Duelund Capacitors??


Does anyone know what the sonic differences are between the copper foil capacitors and the aluminum foil capacitors.
The copper caps are twice the price. are you getting twice the sonic benefit by using copper over aluminum foil caps?
apachef1
I have the Duelund caps installed in the tweeter high pass xovers of my speakers. I did not do lots of analysis or comparison, but Tony Gee has done an enormous amount. Look at his web page, humblehomemadehifi.com under the 'cap test' heading. He ultimately preferred the copper VSFs over dozens of others he's tested.

One other thing to note, and this is directly from Tony - to get the 'sound' of a capacitor, you only need 10-20% of the total value to be the 'good' cap. Example - you need a 5 uF cap for a HPF. Use a 4.5 uF Clarity Cap and a 0.5 uF VSF copper, and it's almost identical to the sound of a 5 uF VSF, and you've spent significantly less.

Happy listening.
"One other thing to note, and this is directly from Tony - to get the 'sound' of a capacitor, you only need 10-20% of the total value to be the 'good' cap. Example - you need a 5 uF cap for a HPF. Use a 4.5 uF Clarity Cap and a 0.5 uF VSF copper, and it's almost identical to the sound of a 5 uF VSF, and you've spent significantly less."

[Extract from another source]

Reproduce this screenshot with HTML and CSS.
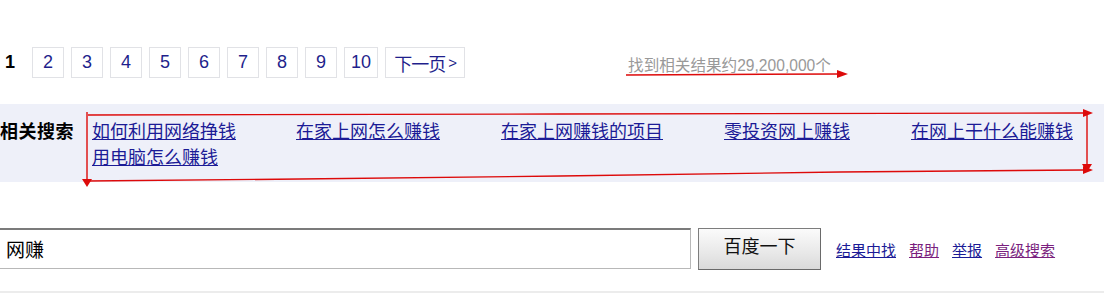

For output coupling, should the 2 caps as above be used in series or parallel?

Thanks.
Steven, the bypass high-quality cap is connected in paralell with the larger, less expensive cap.
Their values add. In the example above, 4.5 uF + .5 uF = 5 uF. The combo replaces a 5 uF cap in the crossover.
Thank you Casouza :)

Out of curiousity, if they were connected in series, what would that do to the total value?

Thanks,

Steve
Steve, the resulting value is defined by the formula C1 x C2/C1+C2 , in this case about 0.45uf. BTW this is the same formula for resistors in parallel.